Minha vida liberta e plena durou até o momento em que o ódio sobrenatural que Wagner nutria, aquele ciúmes diabólico, repleto de doenças emocionais e sua própria incapacidade de lidar com a rejeição, uma rejeição construída pedra a pedra por ele mesmo, ganhou força, escopo, determinação à medida em que minha felicidade junto a Roberto crescia.

Quando o fantasma nu de Wagner, etéreo, assustador, de coloração próxima a carne apodrecida e um odor repugnante de terra estéril, carniça e vermes, se apresentou à minha frente, na noite em que eu me preparava para comemorar dois anos de namoro, eu chorei copiosamente, uma onda de desespero tomou conta de mim, pois mesmo a morte não havia levado o homem que me feriu, que abusou de meu amor e que me prendia, que me impedia de ter uma vida.

Eu gritava alto, agudamente, desesperadamente.
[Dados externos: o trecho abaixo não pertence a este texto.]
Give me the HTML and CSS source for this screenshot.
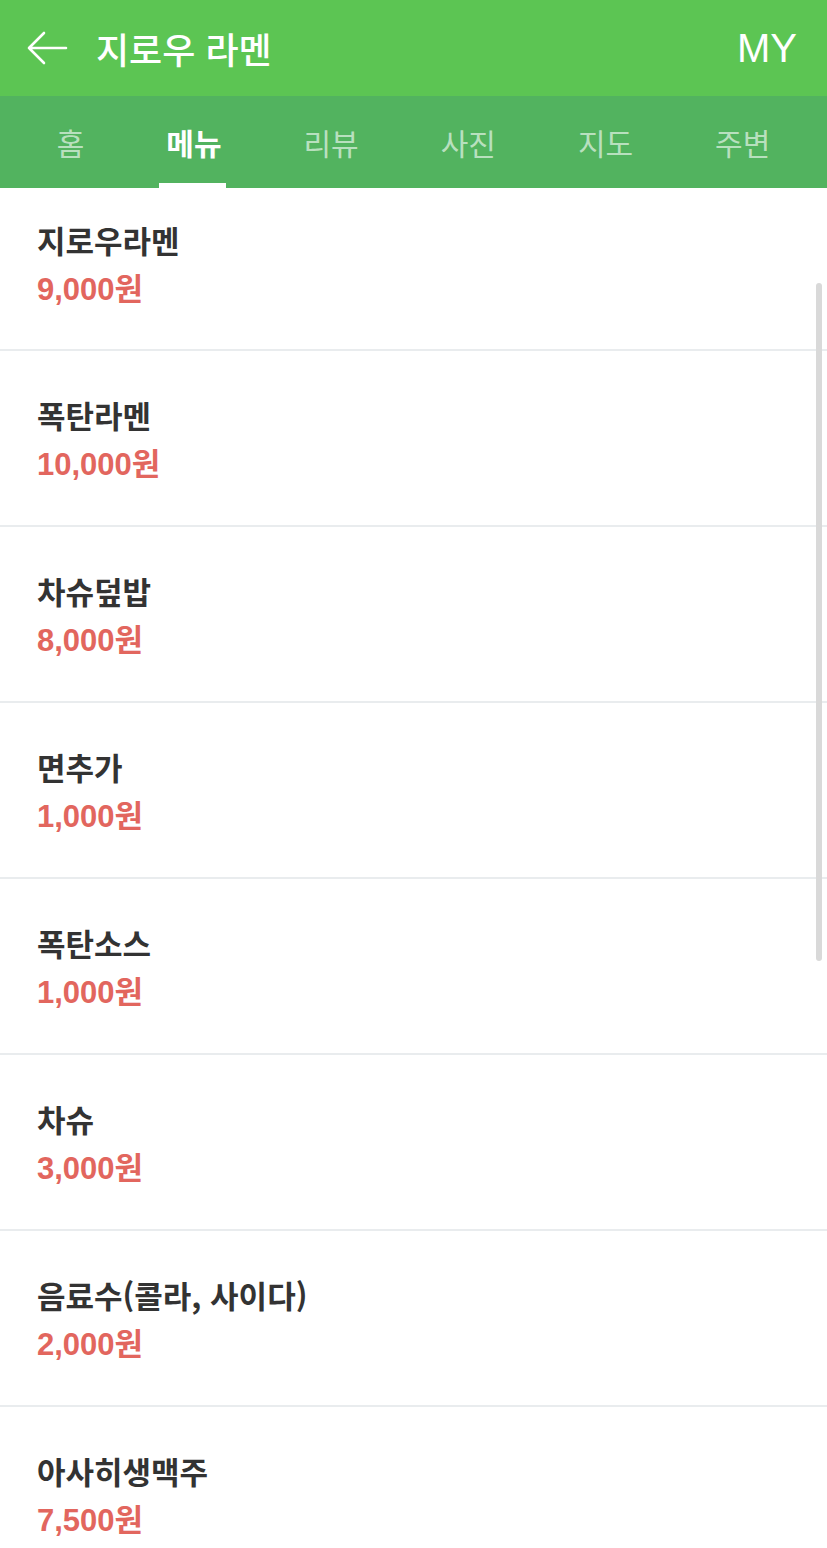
FILE: index.html
```html
<!DOCTYPE html>
<html lang="ko">
<head>
    <meta charset="UTF-8">
    <meta name="viewport" content="width=device-width, initial-scale=1.0">
    <title>지로우 라멘 - 메뉴</title>
    <link rel="stylesheet" href="styles.css">
</head>
<body>
    <header class="topbar">
        <div class="topbar-left">
            <svg class="back" width="42" height="36" viewBox="0 0 42 36">
                <path d="M40 18 H3 M18 3 L3 18 L18 33" fill="none" stroke="#fff" stroke-width="2.6" stroke-linecap="round" stroke-linejoin="round"/>
            </svg>
            <h1 class="title">지로우 라멘</h1>
        </div>
        <div class="my">MY</div>
    </header>

    <nav class="tabs">
        <div class="tab">홈</div>
        <div class="tab active">메뉴</div>
        <div class="tab">리뷰</div>
        <div class="tab">사진</div>
        <div class="tab">지도</div>
        <div class="tab">주변</div>
    </nav>

    <main class="menu-list">
        <div class="item">
            <div class="name">지로우라멘</div>
            <div class="price">9,000원</div>
        </div>
        <div class="item">
            <div class="name">폭탄라멘</div>
            <div class="price">10,000원</div>
        </div>
        <div class="item">
            <div class="name">차슈덮밥</div>
            <div class="price">8,000원</div>
        </div>
        <div class="item">
            <div class="name">면추가</div>
            <div class="price">1,000원</div>
        </div>
        <div class="item">
            <div class="name">폭탄소스</div>
            <div class="price">1,000원</div>
        </div>
        <div class="item">
            <div class="name">차슈</div>
            <div class="price">3,000원</div>
        </div>
        <div class="item">
            <div class="name">음료수(콜라, 사이다)</div>
            <div class="price">2,000원</div>
        </div>
        <div class="item">
            <div class="name">아사히생맥주</div>
            <div class="price">7,500원</div>
        </div>
        <div class="scrollbar"></div>
    </main>
</body>
</html>
```

FILE: styles.css
```css
* {
    box-sizing: border-box;
}
body {
    margin: 0;
    background: #fff;
    font-family: "Liberation Sans", "Noto Sans CJK KR", sans-serif;
    overflow: hidden;
}
.topbar {
    height: 96px;
    background-color: #5cc553;
    display: flex;
    align-items: center;
    justify-content: space-between;
    padding: 0 30px 0 26px;
    color: #fff;
}
.topbar-left {
    display: flex;
    align-items: center;
    gap: 28px;
}
.back {
    display: block;
}
.title {
    margin: 0;
    font-family: "Noto Sans CJK KR", sans-serif;
    font-size: 36px;
    font-weight: 500;
}
.my {
    font-size: 40px;
    line-height: 1;
}
.tabs {
    height: 92px;
    background-color: #52b35f;
    display: flex;
    justify-content: center;
}
.tab {
    position: relative;
    padding: 0 41px;
    display: flex;
    align-items: center;
    font-family: "Noto Sans CJK KR", sans-serif;
    font-size: 30px;
    color: rgba(255, 255, 255, 0.62);
}
.tab.active {
    color: #fff;
    font-weight: 700;
}
.tab.active::after {
    content: "";
    position: absolute;
    left: 34px;
    right: 37px;
    bottom: 0;
    height: 5px;
    background: #fff;
}
.menu-list {
    position: relative;
}
.item {
    height: 176px;
    padding: 44px 37px 0;
    border-bottom: 2px solid #e9ecee;
}
.item:first-child {
    height: 163px;
    padding-top: 32px;
}
.name {
    font-family: "Noto Sans CJK KR", sans-serif;
    font-size: 31px;
    line-height: 40px;
    font-weight: 700;
    color: #333;
}
.price {
    margin-top: 10px;
    font-size: 31px;
    line-height: 40px;
    font-weight: 700;
    color: #e2665e;
}
.scrollbar {
    position: absolute;
    top: 95px;
    right: 5px;
    width: 6px;
    height: 678px;
    border-radius: 3px;
    background: #d9d9d9;
}
```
Gritava para ele me deixar em paz. Gritava com ele como nunca tive coragem de fazê-lo quando ele estava vivo. Ele não foi embora e por mais que eu quisesse eu não tinha forças para me movimentar, para fugir.

Os olhos espectrais dele cortavam minha vontade, feriam minha consciência, me tornavam ainda mais indefesa. Eu o temia e esse temor alimentava aquela sombra. Eu o amava e meu amor me prendia àquele chão. Eu o odiava e quando de súbito tive noção de que poderia direcionar aquele ódio para me libertar, senti a lâmina em meu seio, me matando. Ele havia finalmente roubado de mim, definitivamente, a minha felicidade, minha vida, minha esperança. Meu ódio tomou forma e então me desliguei do que eu era, tornei-me vazia, ódio e amor.

Wagner se foi. Quando concluiu o seu intento ele foi extirpado para sempre da existência, seu ódio o consumiu assim como a decepção de não ter vivido plenamente me consome.

Hoje vigio Roberto através dos espelhos, dos reflexos nas lâminas, por onde ele anda. Velo seu sono. Desde que ele arrumou um outro amor para ajudá-lo a suportar a dor de minha morte eu o vigio e à medida que o amor deles cresce, minha decepção e ódio crescem juntos.

Espero um dia ter a força que Wagner tinha e conseguir operar a faca que entrará fundo no coração de Roberto, mas também espero que quando esse dia chegar o amor que sinto pelo homem que me matou, o homem que desejo matar e o amor por mim própria superem meu ódio e decepção e que me impeçam de fazê-lo, libertando-me desses grilhões, permitindo que eu não seja consumida pelo ódio e que talvez, apenas talvez, encontre algo além, nessa inexistência do além vida.